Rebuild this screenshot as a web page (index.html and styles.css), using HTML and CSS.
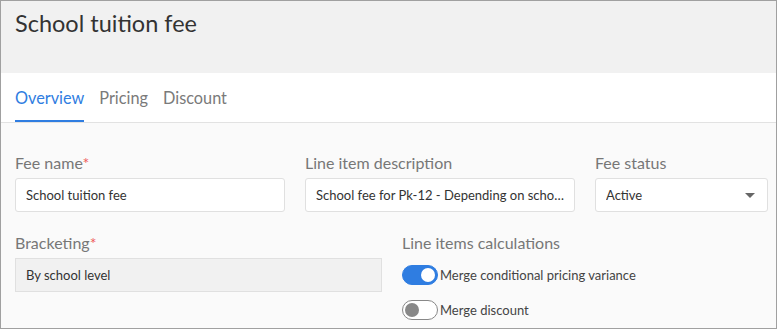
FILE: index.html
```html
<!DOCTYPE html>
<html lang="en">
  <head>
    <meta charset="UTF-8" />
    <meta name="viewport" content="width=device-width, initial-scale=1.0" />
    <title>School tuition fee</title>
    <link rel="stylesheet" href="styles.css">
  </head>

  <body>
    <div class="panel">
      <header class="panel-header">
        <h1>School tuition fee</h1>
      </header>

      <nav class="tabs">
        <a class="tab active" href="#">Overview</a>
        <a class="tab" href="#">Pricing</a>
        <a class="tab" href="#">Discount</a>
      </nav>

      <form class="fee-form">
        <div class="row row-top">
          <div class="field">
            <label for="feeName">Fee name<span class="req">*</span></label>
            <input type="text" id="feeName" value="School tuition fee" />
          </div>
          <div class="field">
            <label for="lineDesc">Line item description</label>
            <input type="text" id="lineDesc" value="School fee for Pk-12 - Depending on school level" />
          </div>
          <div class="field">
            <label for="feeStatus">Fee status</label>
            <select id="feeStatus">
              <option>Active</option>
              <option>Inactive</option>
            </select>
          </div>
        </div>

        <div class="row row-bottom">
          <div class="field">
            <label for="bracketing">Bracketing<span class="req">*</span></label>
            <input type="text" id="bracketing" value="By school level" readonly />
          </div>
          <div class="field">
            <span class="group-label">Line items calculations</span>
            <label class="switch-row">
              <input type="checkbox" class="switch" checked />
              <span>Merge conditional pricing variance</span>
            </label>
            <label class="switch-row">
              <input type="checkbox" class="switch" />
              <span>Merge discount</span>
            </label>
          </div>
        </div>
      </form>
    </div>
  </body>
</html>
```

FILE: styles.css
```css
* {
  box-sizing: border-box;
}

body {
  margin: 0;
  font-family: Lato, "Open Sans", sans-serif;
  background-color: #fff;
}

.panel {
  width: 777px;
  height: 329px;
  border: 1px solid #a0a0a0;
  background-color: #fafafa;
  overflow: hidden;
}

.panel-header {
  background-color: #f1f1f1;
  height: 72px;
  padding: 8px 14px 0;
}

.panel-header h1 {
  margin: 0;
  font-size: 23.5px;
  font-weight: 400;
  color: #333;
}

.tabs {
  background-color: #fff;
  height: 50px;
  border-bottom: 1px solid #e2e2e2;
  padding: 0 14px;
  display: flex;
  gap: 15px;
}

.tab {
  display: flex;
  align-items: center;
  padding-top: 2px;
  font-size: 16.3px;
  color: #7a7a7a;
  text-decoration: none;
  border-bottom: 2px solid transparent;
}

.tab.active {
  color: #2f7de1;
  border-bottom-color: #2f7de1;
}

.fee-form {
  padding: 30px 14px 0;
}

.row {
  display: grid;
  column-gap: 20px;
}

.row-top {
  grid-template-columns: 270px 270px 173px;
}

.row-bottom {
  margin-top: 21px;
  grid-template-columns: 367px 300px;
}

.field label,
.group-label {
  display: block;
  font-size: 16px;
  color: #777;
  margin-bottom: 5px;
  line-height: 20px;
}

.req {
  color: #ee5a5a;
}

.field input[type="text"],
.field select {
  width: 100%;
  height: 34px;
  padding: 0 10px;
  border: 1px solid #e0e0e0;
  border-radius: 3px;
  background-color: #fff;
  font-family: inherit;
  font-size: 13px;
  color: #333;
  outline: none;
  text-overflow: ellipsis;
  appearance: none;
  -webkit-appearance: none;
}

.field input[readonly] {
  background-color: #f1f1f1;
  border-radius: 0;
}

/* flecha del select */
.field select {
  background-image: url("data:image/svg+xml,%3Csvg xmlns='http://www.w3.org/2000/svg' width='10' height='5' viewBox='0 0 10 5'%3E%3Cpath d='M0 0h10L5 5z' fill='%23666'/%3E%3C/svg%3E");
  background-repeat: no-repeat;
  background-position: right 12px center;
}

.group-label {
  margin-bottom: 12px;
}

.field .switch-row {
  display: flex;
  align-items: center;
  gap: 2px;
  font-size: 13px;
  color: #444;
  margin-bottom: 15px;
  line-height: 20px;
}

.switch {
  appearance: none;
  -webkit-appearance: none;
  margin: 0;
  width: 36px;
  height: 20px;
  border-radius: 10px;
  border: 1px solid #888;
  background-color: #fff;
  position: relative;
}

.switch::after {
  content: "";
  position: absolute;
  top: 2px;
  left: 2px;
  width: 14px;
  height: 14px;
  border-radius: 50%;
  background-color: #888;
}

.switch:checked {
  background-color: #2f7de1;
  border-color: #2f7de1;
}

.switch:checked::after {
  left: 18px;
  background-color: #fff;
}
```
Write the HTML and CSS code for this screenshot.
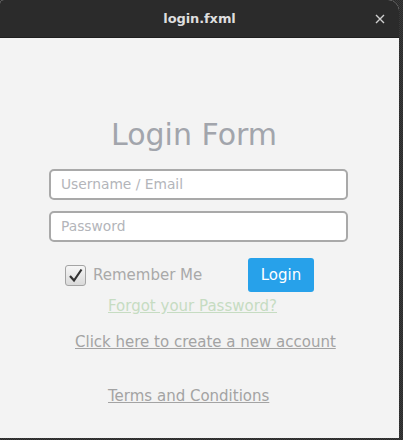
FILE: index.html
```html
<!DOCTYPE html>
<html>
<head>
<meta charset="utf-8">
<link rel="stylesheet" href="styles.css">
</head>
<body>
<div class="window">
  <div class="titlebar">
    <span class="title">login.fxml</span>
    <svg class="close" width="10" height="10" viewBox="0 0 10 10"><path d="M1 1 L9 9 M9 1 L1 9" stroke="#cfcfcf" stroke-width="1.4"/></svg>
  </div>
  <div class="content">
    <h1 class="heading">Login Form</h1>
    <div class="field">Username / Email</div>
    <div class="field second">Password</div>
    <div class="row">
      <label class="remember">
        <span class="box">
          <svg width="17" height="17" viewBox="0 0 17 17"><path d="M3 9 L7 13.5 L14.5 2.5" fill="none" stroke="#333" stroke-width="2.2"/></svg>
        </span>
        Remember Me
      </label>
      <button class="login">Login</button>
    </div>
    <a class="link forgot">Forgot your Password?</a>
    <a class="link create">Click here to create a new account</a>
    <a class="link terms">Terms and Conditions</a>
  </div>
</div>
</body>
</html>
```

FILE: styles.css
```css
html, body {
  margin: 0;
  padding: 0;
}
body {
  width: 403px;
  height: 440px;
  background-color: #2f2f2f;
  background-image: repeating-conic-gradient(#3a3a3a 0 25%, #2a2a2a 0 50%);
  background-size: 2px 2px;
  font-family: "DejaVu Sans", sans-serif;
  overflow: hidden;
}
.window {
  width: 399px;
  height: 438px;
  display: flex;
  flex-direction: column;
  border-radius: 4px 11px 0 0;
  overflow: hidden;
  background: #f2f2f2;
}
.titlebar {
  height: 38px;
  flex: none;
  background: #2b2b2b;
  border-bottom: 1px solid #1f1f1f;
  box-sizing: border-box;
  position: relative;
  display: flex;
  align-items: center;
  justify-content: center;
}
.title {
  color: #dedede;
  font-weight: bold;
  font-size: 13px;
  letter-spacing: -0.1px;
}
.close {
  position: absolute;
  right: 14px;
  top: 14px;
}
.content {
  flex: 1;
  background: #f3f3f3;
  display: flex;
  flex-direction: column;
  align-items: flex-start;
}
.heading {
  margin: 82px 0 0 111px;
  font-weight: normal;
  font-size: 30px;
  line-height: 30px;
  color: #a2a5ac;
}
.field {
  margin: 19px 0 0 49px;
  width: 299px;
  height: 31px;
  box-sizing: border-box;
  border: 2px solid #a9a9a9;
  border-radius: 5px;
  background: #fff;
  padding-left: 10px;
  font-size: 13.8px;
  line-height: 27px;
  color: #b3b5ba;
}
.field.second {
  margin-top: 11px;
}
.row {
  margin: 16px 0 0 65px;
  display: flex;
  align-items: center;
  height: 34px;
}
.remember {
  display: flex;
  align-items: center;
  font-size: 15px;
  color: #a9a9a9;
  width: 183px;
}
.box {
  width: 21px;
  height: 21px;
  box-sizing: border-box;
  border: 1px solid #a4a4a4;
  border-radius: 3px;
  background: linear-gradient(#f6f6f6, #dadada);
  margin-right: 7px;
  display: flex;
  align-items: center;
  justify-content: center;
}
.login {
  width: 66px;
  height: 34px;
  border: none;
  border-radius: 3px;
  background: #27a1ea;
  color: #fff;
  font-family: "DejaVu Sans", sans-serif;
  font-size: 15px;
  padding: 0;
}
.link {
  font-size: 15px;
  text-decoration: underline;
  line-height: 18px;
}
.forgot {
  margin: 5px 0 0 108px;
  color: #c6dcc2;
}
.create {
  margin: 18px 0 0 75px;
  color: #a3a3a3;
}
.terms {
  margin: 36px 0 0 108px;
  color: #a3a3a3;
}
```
---
**WHAT THE TASK REQUIRES:** In the entries above, find every line with the word "styles" and list it.

**REPLY TO THE EXERCISE:**
Rebuild this screenshot as a web page (index.html and styles.css), using HTML and CSS.
    <link rel="stylesheet" href="styles.css">
FILE: styles.css
<link rel="stylesheet" href="styles.css">
FILE: styles.css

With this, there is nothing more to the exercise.